--- start of Data entries ---

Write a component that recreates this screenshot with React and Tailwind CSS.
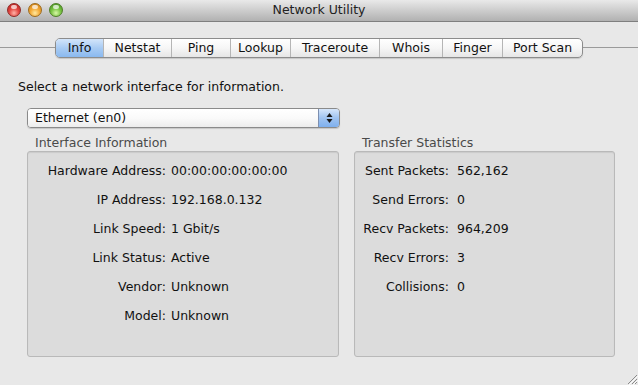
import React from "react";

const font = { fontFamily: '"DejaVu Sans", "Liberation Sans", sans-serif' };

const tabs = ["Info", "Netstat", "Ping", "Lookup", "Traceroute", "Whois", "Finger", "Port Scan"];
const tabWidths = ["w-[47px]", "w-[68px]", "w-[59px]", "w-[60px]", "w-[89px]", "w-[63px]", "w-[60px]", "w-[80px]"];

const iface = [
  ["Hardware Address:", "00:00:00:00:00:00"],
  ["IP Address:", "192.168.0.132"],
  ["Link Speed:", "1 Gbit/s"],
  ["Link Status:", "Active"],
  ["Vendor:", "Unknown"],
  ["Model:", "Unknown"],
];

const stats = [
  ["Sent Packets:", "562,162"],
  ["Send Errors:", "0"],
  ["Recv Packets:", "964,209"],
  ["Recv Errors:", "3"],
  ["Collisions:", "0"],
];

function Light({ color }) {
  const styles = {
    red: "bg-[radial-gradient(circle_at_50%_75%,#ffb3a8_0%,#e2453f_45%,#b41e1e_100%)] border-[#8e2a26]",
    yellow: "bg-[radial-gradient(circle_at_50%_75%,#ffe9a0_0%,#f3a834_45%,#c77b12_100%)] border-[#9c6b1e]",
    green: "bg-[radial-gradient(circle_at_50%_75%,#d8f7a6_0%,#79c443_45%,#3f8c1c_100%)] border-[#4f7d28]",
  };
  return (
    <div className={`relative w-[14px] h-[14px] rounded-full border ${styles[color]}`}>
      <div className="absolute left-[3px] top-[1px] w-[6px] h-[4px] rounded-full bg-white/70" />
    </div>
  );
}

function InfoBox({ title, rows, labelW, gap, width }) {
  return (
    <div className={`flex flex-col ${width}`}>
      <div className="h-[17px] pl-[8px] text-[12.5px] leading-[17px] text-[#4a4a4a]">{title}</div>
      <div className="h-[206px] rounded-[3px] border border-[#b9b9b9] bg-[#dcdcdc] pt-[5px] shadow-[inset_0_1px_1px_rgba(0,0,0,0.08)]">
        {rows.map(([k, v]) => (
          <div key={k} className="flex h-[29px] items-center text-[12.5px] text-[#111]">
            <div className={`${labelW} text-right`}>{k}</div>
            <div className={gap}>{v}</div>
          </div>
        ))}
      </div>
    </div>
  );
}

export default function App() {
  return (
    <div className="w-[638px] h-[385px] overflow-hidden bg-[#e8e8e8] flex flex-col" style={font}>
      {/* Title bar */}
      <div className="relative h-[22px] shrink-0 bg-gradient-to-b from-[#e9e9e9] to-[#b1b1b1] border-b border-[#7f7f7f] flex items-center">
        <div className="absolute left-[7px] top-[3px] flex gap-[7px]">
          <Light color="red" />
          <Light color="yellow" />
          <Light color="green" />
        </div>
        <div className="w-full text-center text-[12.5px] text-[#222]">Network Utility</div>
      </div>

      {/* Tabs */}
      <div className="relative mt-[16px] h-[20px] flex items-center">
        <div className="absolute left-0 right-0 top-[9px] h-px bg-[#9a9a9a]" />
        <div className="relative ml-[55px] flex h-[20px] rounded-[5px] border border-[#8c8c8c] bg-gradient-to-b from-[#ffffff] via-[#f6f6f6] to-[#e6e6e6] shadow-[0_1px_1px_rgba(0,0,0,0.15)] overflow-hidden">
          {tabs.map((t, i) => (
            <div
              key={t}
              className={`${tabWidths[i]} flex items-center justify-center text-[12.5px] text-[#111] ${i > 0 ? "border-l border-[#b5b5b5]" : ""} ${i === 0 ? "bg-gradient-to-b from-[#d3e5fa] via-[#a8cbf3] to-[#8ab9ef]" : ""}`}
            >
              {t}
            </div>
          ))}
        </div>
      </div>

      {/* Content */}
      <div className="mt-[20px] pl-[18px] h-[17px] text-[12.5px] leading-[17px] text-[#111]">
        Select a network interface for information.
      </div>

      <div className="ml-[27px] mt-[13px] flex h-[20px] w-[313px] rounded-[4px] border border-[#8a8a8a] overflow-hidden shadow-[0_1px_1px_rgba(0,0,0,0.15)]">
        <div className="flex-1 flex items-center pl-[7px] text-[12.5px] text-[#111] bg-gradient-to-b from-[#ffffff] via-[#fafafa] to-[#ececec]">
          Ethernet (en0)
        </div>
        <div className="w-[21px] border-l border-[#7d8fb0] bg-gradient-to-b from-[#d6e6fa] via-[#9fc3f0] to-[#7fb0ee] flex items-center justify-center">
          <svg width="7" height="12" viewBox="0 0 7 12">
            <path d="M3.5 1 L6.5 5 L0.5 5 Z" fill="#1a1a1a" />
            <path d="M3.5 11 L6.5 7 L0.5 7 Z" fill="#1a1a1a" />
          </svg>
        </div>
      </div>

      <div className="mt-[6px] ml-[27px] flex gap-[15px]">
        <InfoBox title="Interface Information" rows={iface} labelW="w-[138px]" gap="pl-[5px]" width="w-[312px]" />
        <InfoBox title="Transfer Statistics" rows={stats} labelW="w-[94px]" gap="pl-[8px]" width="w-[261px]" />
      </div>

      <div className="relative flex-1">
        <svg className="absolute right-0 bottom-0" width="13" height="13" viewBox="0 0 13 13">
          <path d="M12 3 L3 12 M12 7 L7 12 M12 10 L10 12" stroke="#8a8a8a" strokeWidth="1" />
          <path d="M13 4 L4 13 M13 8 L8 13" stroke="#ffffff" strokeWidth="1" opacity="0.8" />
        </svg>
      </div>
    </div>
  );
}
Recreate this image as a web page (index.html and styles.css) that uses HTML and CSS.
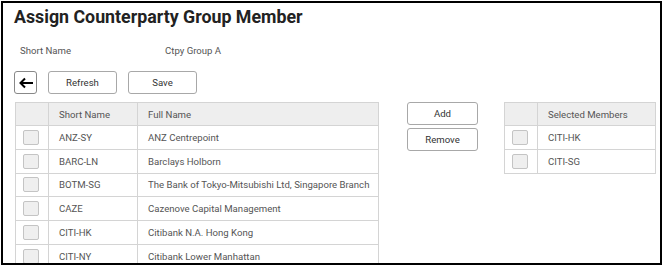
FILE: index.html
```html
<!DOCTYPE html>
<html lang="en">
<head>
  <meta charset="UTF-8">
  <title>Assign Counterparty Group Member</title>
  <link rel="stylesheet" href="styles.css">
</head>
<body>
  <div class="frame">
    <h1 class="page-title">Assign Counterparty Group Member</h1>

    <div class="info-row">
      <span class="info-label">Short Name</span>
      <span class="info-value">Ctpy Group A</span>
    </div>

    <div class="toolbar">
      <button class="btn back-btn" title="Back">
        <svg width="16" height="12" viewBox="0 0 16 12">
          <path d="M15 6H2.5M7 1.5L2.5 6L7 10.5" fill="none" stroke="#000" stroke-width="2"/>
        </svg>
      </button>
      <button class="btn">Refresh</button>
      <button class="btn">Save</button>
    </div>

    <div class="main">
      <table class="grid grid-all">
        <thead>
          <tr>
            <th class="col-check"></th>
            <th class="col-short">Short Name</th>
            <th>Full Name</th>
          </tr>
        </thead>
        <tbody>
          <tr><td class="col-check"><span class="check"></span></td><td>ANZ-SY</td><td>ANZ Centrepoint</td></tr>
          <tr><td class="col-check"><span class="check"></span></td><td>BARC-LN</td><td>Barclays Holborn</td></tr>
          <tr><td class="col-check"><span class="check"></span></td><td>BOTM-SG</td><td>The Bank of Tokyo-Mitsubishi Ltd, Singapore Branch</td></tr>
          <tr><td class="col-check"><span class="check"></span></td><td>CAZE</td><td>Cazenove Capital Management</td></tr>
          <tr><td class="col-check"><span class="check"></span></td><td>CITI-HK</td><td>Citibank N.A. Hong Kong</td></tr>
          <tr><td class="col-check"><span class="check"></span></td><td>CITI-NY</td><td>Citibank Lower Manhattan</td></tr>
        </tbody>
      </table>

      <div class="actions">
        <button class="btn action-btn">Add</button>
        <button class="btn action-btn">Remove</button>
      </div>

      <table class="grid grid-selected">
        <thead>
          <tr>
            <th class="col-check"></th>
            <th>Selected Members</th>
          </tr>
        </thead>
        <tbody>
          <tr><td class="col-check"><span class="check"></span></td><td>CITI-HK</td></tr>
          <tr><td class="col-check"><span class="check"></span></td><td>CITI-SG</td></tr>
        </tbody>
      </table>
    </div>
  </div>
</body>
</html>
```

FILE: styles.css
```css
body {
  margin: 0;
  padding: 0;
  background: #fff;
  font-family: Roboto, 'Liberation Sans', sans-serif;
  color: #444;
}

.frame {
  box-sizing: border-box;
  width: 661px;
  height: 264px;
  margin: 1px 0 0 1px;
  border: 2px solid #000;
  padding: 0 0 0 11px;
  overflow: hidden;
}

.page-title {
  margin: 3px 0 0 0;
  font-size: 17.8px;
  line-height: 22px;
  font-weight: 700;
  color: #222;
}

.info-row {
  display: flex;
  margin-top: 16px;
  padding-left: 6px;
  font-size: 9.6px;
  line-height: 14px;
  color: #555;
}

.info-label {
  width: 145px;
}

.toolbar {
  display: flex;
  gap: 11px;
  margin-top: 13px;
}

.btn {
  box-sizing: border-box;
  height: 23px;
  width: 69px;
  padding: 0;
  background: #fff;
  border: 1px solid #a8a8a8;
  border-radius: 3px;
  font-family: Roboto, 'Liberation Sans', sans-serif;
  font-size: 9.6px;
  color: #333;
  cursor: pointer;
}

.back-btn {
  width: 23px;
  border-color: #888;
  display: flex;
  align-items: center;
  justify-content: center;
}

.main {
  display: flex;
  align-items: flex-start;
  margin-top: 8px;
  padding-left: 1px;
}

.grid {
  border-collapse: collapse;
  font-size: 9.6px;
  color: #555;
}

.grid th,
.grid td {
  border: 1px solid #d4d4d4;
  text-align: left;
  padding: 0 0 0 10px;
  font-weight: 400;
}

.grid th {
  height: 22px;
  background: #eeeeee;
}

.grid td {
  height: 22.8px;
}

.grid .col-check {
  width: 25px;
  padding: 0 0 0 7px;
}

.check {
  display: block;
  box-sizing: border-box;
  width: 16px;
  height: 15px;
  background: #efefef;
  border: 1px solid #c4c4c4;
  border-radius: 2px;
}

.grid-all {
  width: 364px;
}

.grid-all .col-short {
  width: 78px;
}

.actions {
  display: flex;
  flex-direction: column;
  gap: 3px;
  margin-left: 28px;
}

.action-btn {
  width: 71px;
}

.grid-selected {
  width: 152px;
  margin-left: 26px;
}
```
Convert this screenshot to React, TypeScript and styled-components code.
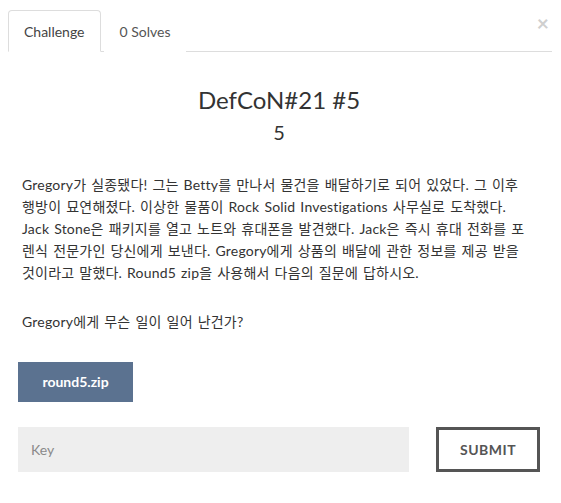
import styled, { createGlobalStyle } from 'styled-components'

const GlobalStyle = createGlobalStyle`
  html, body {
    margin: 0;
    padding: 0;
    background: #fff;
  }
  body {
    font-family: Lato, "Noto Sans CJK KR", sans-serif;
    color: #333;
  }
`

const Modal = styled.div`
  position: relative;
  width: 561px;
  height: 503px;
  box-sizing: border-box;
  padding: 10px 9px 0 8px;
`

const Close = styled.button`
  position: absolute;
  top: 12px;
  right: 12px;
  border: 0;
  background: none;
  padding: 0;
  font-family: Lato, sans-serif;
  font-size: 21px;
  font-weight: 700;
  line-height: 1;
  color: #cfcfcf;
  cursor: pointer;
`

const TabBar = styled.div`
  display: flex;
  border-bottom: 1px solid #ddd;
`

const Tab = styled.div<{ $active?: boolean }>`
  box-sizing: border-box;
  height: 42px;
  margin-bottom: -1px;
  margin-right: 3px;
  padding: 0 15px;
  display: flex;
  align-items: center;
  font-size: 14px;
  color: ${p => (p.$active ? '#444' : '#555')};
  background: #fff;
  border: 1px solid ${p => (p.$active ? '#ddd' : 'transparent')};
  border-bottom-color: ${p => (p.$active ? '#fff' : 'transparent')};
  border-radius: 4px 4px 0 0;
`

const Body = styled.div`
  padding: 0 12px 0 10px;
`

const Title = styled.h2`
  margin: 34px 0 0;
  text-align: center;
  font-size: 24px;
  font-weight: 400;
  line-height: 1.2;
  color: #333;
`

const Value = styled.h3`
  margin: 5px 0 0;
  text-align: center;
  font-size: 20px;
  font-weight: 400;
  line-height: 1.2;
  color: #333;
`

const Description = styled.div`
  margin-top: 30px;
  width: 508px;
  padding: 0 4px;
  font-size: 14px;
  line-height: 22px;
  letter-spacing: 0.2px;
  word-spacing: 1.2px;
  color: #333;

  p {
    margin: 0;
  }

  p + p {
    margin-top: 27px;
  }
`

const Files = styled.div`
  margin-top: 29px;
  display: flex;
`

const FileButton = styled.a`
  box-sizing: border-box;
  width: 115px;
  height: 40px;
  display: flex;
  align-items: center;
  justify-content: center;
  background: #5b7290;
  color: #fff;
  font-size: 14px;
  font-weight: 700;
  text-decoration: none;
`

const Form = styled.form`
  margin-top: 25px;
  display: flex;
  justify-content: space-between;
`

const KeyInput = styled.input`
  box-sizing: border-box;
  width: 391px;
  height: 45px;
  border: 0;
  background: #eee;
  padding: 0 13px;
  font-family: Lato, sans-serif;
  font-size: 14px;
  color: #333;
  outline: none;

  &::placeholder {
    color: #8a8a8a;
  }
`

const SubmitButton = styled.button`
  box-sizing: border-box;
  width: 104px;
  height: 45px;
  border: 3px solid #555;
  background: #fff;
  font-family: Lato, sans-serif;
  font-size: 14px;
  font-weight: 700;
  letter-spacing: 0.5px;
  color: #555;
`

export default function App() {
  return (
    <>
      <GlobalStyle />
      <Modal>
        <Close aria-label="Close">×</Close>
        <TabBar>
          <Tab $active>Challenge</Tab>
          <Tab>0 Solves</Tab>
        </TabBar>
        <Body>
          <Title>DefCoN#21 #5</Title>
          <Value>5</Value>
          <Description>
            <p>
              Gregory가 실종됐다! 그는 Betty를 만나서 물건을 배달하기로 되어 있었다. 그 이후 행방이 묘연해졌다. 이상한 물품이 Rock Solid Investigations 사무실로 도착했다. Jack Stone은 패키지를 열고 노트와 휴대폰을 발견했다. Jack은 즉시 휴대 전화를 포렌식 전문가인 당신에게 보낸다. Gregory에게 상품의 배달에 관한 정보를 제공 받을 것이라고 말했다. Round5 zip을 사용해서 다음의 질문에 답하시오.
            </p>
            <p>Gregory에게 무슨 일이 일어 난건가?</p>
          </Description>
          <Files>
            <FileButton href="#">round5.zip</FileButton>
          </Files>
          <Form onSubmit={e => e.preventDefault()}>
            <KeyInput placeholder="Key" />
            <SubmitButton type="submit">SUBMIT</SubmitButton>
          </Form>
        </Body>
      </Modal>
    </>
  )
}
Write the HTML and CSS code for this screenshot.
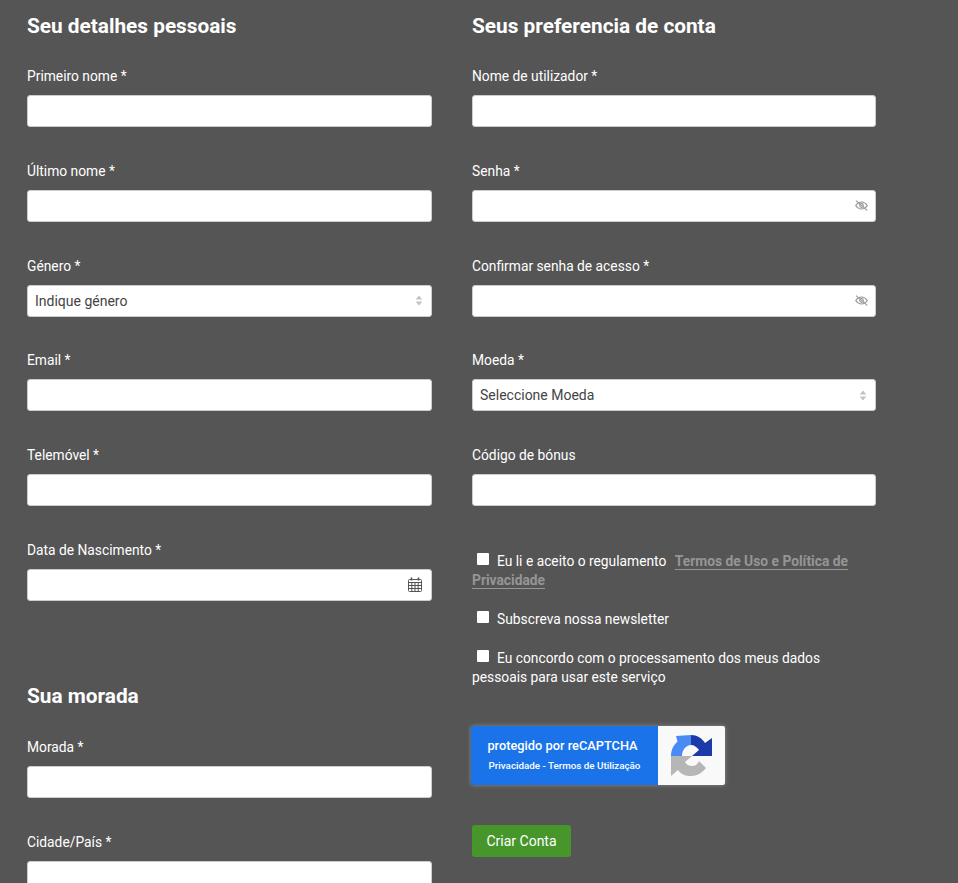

--- end of Data entries ---

Check each line of the data above for the string "that", then report how many lines have it, with no other words.

2